*Work required*
State the count of lines below in which the word "styles" appears, and add nothing.

*Given material*
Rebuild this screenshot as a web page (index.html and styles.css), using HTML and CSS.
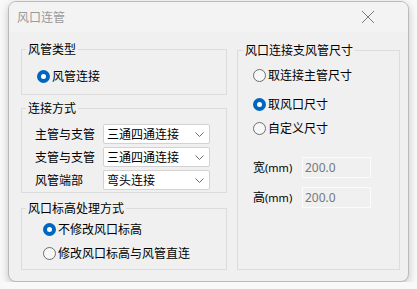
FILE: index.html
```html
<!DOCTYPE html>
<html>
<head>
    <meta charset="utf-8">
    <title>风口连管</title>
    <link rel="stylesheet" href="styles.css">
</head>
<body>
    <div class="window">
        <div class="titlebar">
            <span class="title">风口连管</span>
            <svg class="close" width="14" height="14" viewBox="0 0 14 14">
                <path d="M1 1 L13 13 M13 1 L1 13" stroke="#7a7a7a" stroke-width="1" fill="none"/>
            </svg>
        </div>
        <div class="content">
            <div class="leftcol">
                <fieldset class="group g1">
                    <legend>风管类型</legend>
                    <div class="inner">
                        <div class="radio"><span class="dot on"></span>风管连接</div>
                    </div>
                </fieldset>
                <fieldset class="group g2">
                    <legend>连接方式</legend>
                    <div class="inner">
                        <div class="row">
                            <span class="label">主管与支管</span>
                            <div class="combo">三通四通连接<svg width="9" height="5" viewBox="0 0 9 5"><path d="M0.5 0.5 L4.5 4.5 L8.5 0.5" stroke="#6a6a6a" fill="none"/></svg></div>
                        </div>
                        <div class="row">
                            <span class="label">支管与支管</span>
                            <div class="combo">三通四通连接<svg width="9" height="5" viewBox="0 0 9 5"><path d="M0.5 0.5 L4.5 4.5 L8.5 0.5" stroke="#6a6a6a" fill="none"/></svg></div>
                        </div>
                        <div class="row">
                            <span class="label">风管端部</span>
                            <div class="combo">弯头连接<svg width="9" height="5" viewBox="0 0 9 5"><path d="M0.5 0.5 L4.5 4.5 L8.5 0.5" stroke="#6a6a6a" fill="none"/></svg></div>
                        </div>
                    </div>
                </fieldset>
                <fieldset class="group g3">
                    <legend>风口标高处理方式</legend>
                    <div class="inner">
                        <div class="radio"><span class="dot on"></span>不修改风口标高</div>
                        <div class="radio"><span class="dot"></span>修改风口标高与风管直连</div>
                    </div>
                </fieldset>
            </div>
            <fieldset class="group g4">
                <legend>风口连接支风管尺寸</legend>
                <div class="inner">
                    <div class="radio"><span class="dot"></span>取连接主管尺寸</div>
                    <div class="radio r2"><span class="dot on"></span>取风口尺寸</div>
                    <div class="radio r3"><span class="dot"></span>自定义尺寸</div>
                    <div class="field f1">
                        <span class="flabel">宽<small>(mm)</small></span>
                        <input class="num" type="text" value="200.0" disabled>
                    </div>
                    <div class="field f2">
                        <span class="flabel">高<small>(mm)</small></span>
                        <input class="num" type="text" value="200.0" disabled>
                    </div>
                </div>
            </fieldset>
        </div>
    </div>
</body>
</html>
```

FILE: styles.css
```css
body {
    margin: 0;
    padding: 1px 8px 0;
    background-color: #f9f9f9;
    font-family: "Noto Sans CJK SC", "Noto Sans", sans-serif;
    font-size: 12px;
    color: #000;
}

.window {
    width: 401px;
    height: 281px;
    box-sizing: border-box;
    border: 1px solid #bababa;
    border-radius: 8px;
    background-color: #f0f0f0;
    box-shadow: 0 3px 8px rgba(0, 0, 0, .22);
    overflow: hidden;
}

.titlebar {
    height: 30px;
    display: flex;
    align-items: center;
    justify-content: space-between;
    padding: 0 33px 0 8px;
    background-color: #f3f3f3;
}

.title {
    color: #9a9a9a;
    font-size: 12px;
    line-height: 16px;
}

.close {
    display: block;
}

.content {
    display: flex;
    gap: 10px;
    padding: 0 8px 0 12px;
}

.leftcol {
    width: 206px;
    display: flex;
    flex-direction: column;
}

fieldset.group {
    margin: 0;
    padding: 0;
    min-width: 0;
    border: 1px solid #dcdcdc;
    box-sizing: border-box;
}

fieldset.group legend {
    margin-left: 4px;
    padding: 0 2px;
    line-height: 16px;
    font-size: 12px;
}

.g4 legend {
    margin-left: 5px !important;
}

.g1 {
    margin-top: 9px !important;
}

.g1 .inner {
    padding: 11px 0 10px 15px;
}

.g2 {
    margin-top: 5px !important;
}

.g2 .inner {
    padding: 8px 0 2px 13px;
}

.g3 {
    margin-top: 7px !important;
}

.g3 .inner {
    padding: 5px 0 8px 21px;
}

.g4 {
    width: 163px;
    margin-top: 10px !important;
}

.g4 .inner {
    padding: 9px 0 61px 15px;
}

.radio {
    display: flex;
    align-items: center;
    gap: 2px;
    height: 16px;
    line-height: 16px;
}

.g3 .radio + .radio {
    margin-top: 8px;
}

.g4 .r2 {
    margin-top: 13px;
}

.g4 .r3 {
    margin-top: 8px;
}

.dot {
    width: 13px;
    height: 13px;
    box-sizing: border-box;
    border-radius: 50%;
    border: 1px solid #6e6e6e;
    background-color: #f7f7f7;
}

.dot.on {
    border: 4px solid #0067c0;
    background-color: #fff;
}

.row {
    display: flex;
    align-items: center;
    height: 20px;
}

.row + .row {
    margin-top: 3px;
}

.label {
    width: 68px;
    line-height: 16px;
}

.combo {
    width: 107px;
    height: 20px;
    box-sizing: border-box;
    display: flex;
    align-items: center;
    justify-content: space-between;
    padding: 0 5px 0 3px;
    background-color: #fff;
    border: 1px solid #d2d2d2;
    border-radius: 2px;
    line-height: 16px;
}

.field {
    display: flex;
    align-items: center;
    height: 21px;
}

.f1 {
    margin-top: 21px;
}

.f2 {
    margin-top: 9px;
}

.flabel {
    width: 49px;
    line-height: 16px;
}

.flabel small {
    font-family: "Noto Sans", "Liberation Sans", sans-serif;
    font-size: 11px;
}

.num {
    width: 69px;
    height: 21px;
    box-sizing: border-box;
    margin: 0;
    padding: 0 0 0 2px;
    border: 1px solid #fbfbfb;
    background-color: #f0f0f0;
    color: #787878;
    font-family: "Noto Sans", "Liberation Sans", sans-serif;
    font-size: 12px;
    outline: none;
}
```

*Complete response*
3